VOB’s action concerned lending e-books under the "one copy, one user" model which is where the lending of an electronic book is carried out by placing that copy on the server of a public library and allowing the borrower to reproduce that copy by downloading it onto his own computer, taking into account that only one copy may be downloaded during the lending period and after that period has expired, the downloaded copy can no longer be used by that person. In basic terms the "one copy, one user" model blocks a library from lending out more than one copy of an e-book at a time.

The Law

The Rental and Lending Directive provides that the exclusive right to authorise or prohibit rentals and loans belongs to the author of the work. However, under Article 6(1) of that directive, Member States can derogate from that exclusive right in respect of public lending, provided that at least authors obtain a remuneration for such lending.

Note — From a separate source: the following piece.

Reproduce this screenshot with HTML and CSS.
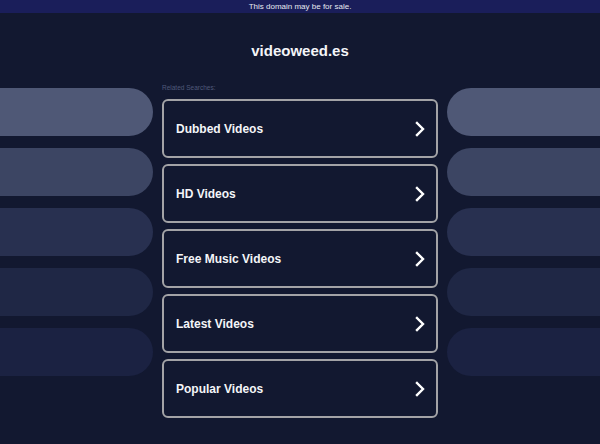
FILE: index.html
```html
<!DOCTYPE html>
<html>
<head>
<meta charset="utf-8">
<link rel="stylesheet" href="styles.css">
</head>
<body>
<div class="topbar">This domain may be for sale.</div>
<header class="header"><h1 class="title">videoweed.es</h1></header>
<main class="main">
  <div class="side side-left">
    <div class="pill p1"></div>
    <div class="pill p2"></div>
    <div class="pill p3"></div>
    <div class="pill p4"></div>
    <div class="pill p5"></div>
  </div>
  <div class="center">
    <div class="label">Related Searches:</div>
    <div class="cards">
      <a class="card" href="#"><span>Dubbed Videos</span><svg class="chev" viewBox="0 0 10 16" width="10" height="16"><polyline points="2,2 8,8 2,14"/></svg></a>
      <a class="card" href="#"><span>HD Videos</span><svg class="chev" viewBox="0 0 10 16" width="10" height="16"><polyline points="2,2 8,8 2,14"/></svg></a>
      <a class="card" href="#"><span>Free Music Videos</span><svg class="chev" viewBox="0 0 10 16" width="10" height="16"><polyline points="2,2 8,8 2,14"/></svg></a>
      <a class="card" href="#"><span>Latest Videos</span><svg class="chev" viewBox="0 0 10 16" width="10" height="16"><polyline points="2,2 8,8 2,14"/></svg></a>
      <a class="card" href="#"><span>Popular Videos</span><svg class="chev" viewBox="0 0 10 16" width="10" height="16"><polyline points="2,2 8,8 2,14"/></svg></a>
    </div>
  </div>
  <div class="side side-right">
    <div class="pill p1"></div>
    <div class="pill p2"></div>
    <div class="pill p3"></div>
    <div class="pill p4"></div>
    <div class="pill p5"></div>
  </div>
</main>
</body>
</html>
```
FILE: styles.css
```css
html, body {
  margin: 0;
  padding: 0;
}
body {
  background: #121830;
  font-family: "Liberation Sans", Arial, sans-serif;
  color: #ffffff;
  width: 600px;
  height: 444px;
  overflow: hidden;
}
.topbar {
  height: 13px;
  line-height: 13px;
  background: #1a1e5a;
  color: #e6e8f0;
  font-size: 8px;
  text-align: center;
}
.header {
  padding: 28px 0 19px;
  text-align: center;
}
.title {
  margin: 0;
  font-size: 15px;
  line-height: 20px;
  font-weight: bold;
  color: #f4f5f8;
}
.main {
  display: flex;
  gap: 9px;
}
.side {
  flex: 0 0 153px;
  padding-top: 8px;
  display: flex;
  flex-direction: column;
  gap: 12px;
}
.pill {
  height: 48px;
}
.side-left .pill {
  border-radius: 0 24px 24px 0;
}
.side-right .pill {
  border-radius: 24px 0 0 24px;
}
.p1 { background: #4f5876; }
.p2 { background: #3c4563; }
.p3 { background: #283050; }
.p4 { background: #1f2745; }
.p5 { background: #1b2242; }
.center {
  flex: 0 0 276px;
}
.label {
  height: 19px;
  line-height: 15px;
  font-size: 6.5px;
  color: #50587a;
}
.cards {
  display: flex;
  flex-direction: column;
  gap: 6px;
}
.card {
  box-sizing: border-box;
  height: 59px;
  border: 2px solid #a3a3a6;
  border-radius: 6px;
  padding: 1px 11px 0 12px;
  display: flex;
  align-items: center;
  justify-content: space-between;
  text-decoration: none;
  color: #f4f5f8;
  font-size: 12px;
  font-weight: bold;
}
.chev {
  fill: none;
  stroke: #ffffff;
  stroke-width: 2.4;
  stroke-linecap: square;
}
```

The question that was therefore referred to the CJEU from the Rechtbank Den Haag (The Hague District Court) was whether the public lending of a digital copy of a book under the "one copy, one user" model was capable of falling within the scope of the exception i.e. could a public library lend e-books to library users on a 'one copy, one user' basis, provided the author was in some way remunerated.

The CJEU Ruling

The CJEU concluded that the concept of 'lending' within the meaning of the directive also covers digital lending. In coming to its conclusion, the CJEU ruled that:

  • there is no decisive ground that allows for the lending of digital copies and intangible objects to be excluded from the scope of directive, especially when considering one of the main objectives of the directive is to allow copyright to adapt to 'new economic developments'. In addition, to exclude digital lending from the scope of the directive would go against the general principle of rewarding authors with a high level of protection.
  • the 'one copy, one user' model was capable of falling within the Article 6 lending exception, especially given the importance of public digital lending and also to ensure that the exception remains effective and enables the promotion of culture.

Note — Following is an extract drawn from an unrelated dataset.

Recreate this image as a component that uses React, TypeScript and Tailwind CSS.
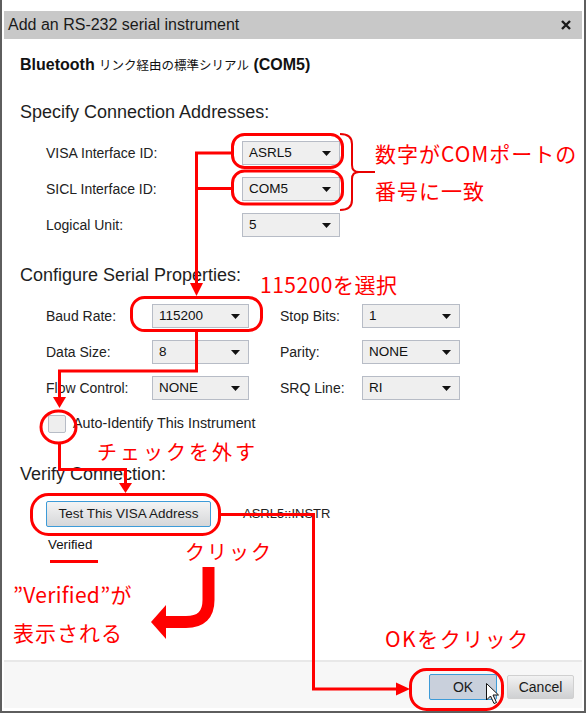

The CJEU also ruled that Member States are able to lay down additional conditions, beyond those expressly laid down in the directive, in order to improve the protection of authors' rights. The example given was that under Dutch law, the digital copy of a book made publicly available by a library, must have been put into circulation by a first sale or other transfer of ownership of that copy in the EU by or with the consent of the rightsholder. The Article 6 public lending exception does not apply to situations where a digital copy of a book has been obtained from an unlawful source.  


Whilst this judgment is a good decision for libraries and authors in that it attempts to strike a balance between rewarding authors for their works at the same time as allowing libraries to develop in the e-lending arena, it seems that publishers are not so enamoured with the ruling and have concerns about the implications for the emerging e-books market and how the ruling will impact on current lending practices . The Federation of European Publishers (the FEP) stated that it was shocked by the decision and the law should distinguish clearly between physical and electronic goods and services and treat them differently. The FEP's view is that '"Lending" an e-book is very different from lending a printed book since digital "lending" in fact means copying. One digital copy can for example potentially be "borrowed" by an indefinite number of users, whereas a physical copy can only be borrowed and read by one person at a time....' The FEP went on to say that it will be "difficult to compete in a market in which virtually the identical product is available for free."  

Those industries which feel they have been negatively affected by the ruling are currently considering the ruling and how it may affect them. It seems that this may not be the final chapter in the e-lending series.